Keeping accurate financial records is fundamental to the efficient running and ultimate success of your business. Most business owners make use of accounting software and the support of a good bookkeeper to help keep them on track and ensure that all transactions are recorded in a timely manner. But what accounting approach should you use? Essentially there are two methods of accounting but what’s the difference between cash and accrual accounting?

The Difference Between Cash and Accrual Accounting

You might be wondering why choosing the right accounting method is so important for your business. The key to understanding the difference between cash and accrual accounting lies in the timing of when revenue and expenses appear in your financial reports.

Cash Accounting Explained

Typically cash-basis accounting is used by smaller businesses who prioritise simplicity.
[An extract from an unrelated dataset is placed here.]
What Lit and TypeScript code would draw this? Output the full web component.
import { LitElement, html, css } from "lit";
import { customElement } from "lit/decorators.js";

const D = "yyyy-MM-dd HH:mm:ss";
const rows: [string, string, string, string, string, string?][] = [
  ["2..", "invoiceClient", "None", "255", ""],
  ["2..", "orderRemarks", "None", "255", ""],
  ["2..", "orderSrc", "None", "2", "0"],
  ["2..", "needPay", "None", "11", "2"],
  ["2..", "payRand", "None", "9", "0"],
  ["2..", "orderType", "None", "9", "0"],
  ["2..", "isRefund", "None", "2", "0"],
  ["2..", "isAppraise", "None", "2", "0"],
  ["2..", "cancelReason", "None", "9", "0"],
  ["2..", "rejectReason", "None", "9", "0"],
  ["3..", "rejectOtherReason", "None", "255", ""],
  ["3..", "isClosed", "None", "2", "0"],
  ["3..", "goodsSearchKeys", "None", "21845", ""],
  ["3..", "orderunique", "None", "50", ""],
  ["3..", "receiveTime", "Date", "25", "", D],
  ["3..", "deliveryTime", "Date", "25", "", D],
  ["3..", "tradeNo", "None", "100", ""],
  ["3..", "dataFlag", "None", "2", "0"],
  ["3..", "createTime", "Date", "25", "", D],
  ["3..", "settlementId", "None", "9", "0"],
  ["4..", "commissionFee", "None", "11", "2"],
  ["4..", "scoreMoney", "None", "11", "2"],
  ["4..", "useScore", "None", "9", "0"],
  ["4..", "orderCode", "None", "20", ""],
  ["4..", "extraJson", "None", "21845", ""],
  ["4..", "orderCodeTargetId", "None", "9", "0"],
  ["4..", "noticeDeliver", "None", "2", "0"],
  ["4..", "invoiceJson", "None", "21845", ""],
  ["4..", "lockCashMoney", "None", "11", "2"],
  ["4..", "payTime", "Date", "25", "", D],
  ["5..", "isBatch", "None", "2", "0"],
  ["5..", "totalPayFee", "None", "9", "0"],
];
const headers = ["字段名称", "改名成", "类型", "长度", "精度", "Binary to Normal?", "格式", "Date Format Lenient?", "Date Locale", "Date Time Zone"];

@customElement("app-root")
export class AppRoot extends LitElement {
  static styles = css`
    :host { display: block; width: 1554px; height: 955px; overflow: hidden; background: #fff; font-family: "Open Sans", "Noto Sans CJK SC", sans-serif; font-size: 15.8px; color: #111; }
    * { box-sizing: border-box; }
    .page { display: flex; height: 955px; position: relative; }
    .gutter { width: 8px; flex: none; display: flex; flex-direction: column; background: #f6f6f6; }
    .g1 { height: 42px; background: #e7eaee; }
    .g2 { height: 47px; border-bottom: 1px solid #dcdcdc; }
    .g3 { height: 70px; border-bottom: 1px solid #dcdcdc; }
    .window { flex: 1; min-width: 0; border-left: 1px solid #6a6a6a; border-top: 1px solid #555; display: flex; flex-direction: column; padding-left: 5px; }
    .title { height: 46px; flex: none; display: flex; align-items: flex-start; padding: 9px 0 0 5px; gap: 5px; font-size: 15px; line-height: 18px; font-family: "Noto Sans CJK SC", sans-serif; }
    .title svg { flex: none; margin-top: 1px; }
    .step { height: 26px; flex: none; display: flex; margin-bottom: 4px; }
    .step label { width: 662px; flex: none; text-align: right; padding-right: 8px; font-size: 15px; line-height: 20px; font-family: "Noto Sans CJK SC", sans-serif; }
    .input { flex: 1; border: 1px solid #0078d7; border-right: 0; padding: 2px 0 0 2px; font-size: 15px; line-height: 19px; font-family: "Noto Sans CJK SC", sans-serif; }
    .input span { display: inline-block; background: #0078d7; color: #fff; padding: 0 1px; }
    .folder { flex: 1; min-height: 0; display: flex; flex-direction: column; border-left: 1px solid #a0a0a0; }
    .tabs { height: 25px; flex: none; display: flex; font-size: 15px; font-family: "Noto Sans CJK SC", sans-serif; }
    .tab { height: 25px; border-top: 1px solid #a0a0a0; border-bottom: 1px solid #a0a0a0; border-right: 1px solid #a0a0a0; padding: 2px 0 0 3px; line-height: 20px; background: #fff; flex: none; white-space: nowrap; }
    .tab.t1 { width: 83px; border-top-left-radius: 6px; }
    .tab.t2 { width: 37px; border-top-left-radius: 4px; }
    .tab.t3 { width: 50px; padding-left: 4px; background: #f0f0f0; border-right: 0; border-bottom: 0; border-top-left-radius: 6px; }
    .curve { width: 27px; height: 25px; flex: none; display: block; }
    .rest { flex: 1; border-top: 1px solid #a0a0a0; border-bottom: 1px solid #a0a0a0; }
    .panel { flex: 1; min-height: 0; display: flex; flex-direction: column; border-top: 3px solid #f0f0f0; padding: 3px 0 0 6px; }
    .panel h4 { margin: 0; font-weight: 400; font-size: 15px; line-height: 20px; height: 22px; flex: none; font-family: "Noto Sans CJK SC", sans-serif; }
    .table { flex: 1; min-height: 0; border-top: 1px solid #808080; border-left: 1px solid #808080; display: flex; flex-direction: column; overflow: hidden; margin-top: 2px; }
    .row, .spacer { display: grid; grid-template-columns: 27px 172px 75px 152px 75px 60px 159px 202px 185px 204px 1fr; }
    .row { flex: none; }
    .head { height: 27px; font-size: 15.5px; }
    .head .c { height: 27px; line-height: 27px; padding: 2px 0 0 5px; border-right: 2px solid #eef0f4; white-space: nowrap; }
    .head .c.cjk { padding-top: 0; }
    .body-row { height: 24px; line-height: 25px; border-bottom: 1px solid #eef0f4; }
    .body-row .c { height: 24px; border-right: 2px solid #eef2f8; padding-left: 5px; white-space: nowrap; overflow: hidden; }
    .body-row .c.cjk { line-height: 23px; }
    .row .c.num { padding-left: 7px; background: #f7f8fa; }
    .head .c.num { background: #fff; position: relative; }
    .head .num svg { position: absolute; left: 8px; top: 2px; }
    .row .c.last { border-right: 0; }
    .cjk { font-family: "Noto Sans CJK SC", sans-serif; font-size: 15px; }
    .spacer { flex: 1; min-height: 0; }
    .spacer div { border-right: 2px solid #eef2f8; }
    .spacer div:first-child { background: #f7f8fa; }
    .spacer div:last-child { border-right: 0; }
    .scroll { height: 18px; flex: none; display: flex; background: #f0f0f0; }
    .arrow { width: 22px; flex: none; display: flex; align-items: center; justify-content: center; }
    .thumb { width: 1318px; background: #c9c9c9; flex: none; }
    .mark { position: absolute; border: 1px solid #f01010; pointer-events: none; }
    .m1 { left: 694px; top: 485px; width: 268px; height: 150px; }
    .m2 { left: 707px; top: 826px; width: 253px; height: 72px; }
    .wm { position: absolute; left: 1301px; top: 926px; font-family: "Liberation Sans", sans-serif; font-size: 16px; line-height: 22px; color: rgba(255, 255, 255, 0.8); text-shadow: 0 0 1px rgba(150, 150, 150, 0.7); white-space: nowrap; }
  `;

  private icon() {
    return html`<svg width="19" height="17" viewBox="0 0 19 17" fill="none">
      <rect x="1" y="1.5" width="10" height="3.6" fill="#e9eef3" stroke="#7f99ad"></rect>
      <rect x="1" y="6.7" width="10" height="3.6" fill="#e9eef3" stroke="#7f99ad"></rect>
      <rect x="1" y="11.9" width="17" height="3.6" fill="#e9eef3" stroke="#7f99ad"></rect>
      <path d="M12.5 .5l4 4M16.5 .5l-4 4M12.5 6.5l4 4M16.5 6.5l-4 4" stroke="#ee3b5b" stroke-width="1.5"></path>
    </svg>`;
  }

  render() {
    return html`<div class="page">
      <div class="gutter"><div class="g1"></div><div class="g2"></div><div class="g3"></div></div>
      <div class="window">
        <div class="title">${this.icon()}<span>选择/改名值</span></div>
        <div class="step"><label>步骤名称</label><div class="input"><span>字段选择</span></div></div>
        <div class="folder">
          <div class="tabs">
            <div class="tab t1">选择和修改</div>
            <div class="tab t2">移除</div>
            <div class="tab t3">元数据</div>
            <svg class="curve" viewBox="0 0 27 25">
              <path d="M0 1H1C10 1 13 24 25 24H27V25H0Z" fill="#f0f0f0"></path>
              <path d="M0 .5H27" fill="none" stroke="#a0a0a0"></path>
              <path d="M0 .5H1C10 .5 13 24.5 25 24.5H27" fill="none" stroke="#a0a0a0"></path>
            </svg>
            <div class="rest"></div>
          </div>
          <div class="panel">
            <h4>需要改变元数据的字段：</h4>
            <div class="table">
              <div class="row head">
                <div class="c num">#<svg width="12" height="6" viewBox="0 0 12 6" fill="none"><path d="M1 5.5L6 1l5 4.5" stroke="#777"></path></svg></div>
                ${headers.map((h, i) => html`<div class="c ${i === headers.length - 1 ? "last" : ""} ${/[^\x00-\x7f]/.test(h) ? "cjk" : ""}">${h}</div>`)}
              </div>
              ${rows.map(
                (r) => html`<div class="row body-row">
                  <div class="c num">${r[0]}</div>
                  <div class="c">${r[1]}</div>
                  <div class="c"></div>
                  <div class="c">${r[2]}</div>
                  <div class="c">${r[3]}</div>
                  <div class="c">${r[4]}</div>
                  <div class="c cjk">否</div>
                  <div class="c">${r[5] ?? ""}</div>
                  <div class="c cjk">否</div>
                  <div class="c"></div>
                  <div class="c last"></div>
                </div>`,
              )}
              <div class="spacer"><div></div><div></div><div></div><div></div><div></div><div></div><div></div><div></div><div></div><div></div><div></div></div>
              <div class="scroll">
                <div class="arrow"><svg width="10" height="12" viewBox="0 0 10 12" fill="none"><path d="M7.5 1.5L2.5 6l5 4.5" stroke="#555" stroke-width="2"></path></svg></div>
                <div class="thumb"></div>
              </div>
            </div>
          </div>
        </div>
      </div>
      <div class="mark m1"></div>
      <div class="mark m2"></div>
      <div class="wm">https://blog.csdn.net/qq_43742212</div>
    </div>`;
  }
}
Using cash-basis accounting a company records expenses and income as the cash is actually paid out and received.

There are some advantages to using cash-basis accounting such as:

  • It’s easier to keep a track of your cash flow
  • It’s suited to smaller businesses that mostly handle transactions in cash

The major disadvantage of the cash method is that it doesn’t capture money owed to you or that you owe to others so it can be difficult to get an accurate picture of how the business is performing financially. Take a business which delivers training funded by various different governments and receives lump payments on a few occasions a year. Using cash-basis accounting it is extremely difficult to track the health of this business because they either have ample cash or have been incurring expenses for which they are yet to receive payment.

So What Is Accrual Accounting?

Accrual accounting, whilst a little more complicated, is much better suited to larger businesses or businesses who don’t get paid straight away.
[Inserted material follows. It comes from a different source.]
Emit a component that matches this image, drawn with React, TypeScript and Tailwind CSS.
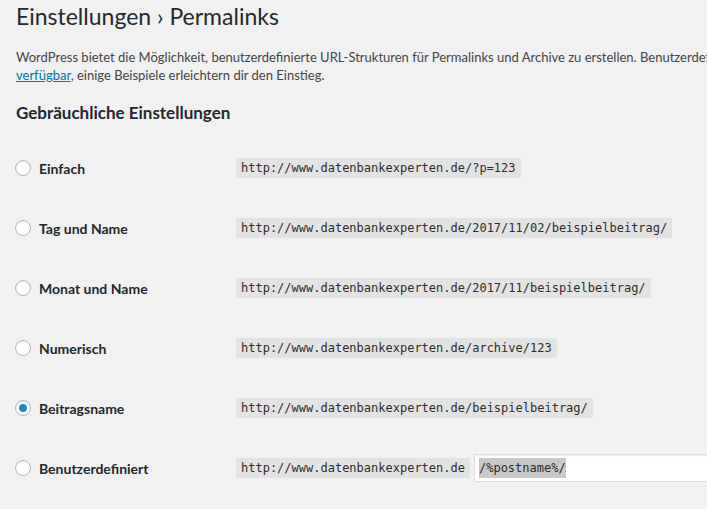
import React from 'react';

const options = [
  { label: 'Einfach', url: 'http://www.datenbankexperten.de/?p=123' },
  { label: 'Tag und Name', url: 'http://www.datenbankexperten.de/2017/11/02/beispielbeitrag/' },
  { label: 'Monat und Name', url: 'http://www.datenbankexperten.de/2017/11/beispielbeitrag/' },
  { label: 'Numerisch', url: 'http://www.datenbankexperten.de/archive/123' },
  { label: 'Beitragsname', url: 'http://www.datenbankexperten.de/beispielbeitrag/', checked: true },
];

function Radio({ checked }: { checked?: boolean }) {
  return (
    <span className="w-4 h-4 rounded-full border border-[#b4b9be] bg-white shadow-[inset_0_1px_2px_rgba(0,0,0,0.1)] flex items-center justify-center shrink-0">
      {checked && <span className="w-2 h-2 rounded-full bg-[#1e8cbe]" />}
    </span>
  );
}

const mono = { fontFamily: '"DejaVu Sans Mono", monospace' };

export default function App() {
  return (
    <div
      className="w-[707px] h-[509px] overflow-hidden bg-[#f1f1f1] text-[#23282d]"
      style={{ fontFamily: 'Lato, sans-serif' }}
    >
      <div className="pl-4 pt-[2px]">
        <h1 className="text-[23px] leading-[29px] font-normal">Einstellungen › Permalinks</h1>

        <p className="mt-[17px] text-[13px] leading-[18px] text-[#444] whitespace-nowrap">
          WordPress bietet die Möglichkeit, benutzerdefinierte URL-Strukturen für Permalinks und Archive zu erstellen. Benutzerdefinierte URL-Strukturen
          <br />
          <a className="text-[#0073aa] underline">verfügbar</a>, einige Beispiele erleichtern dir den Einstieg.
        </p>

        <h2 className="mt-[18px] text-[17px] leading-[22px] font-bold">Gebräuchliche Einstellungen</h2>

        <div className="mt-[34px] flex flex-col gap-10">
          {options.map((o) => (
            <div key={o.label} className="flex items-center h-5">
              <div className="w-[221px] shrink-0 flex items-center gap-2 -ml-[1px]">
                <Radio checked={o.checked} />
                <span className="text-[14px] font-bold">{o.label}</span>
              </div>
              <code className="shrink-0 bg-[#e3e3e3] px-[5px] h-5 flex items-center text-[12px] text-[#2c2c2c]" style={mono}>
                {o.url}
              </code>
            </div>
          ))}
          <div className="flex items-center h-5">
            <div className="w-[221px] shrink-0 flex items-center gap-2 -ml-[1px]">
              <Radio />
              <span className="text-[14px] font-bold">Benutzerdefiniert</span>
            </div>
            <code className="shrink-0 bg-[#e3e3e3] px-[5px] h-5 flex items-center text-[12px] text-[#2c2c2c]" style={mono}>
              http://www.datenbankexperten.de
            </code>
            <div className="ml-[4px] w-[260px] h-[28px] bg-white border border-[#ddd] shadow-[inset_0_1px_2px_rgba(0,0,0,0.07)] flex items-center px-[4px] shrink-0">
              <span className="bg-[#c8c8c8] text-[12px] text-[#2c2c2c] leading-[20px]" style={mono}>
                /%postname%/
              </span>
            </div>
          </div>
        </div>
      </div>
    </div>
  );
}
Using accrual accounting you record expenses and sales when they take place as opposed to when cash is paid or received. For example using Accrual accounting our training business would apportion lump payments throughout the year depending on when the actual training was carried out. Now income and expenses are matched and the business has a true picture of their financial position.

A word of warning though, if you are using accrual accounting you need to keep an eye on your cash flow because any issues won’t necessarily appear in your financial statements.

How To Decide Which Accounting Method Is Right For Your Business

As we’ve highlighted the type of business you are running will be an important factor in deciding which is the most appropriate accounting method. While accrual accounting may require more work, technology and decent accounting software can make this far easier. This is also where the support of a well trained, experienced bookkeeper will pay dividends. As we highlighted in our last blog exploring how a bookkeeper can help your business, they will be able to help keep your records up to date and save you time and money. And if you want to introduce accrual accounting into your business, you simply need to ask your bookkeeper to start providing you with accrual accounting financial statements.

At Numera Bookkeeping Services, we provide more than most traditional bookkeepers. With significant experience across a wide range of industry sectors, our Brisbane bookkeepers are able to support you with all the standard bookkeeping services, including BAS preparation and lodgment, as well as advising on the most appropriate accounting method for your business. We can also support you in choosing the best accounting package for your business: XeroMYOBQuickbooks and Reckon.

Speak to the team at Numera Bookkeeping Services to make this happen. Work with the Brisbane bookkeepers you can trust. Give us a call today on 07 3002 4880 or email info@numera.com.au to find out how we can help your business.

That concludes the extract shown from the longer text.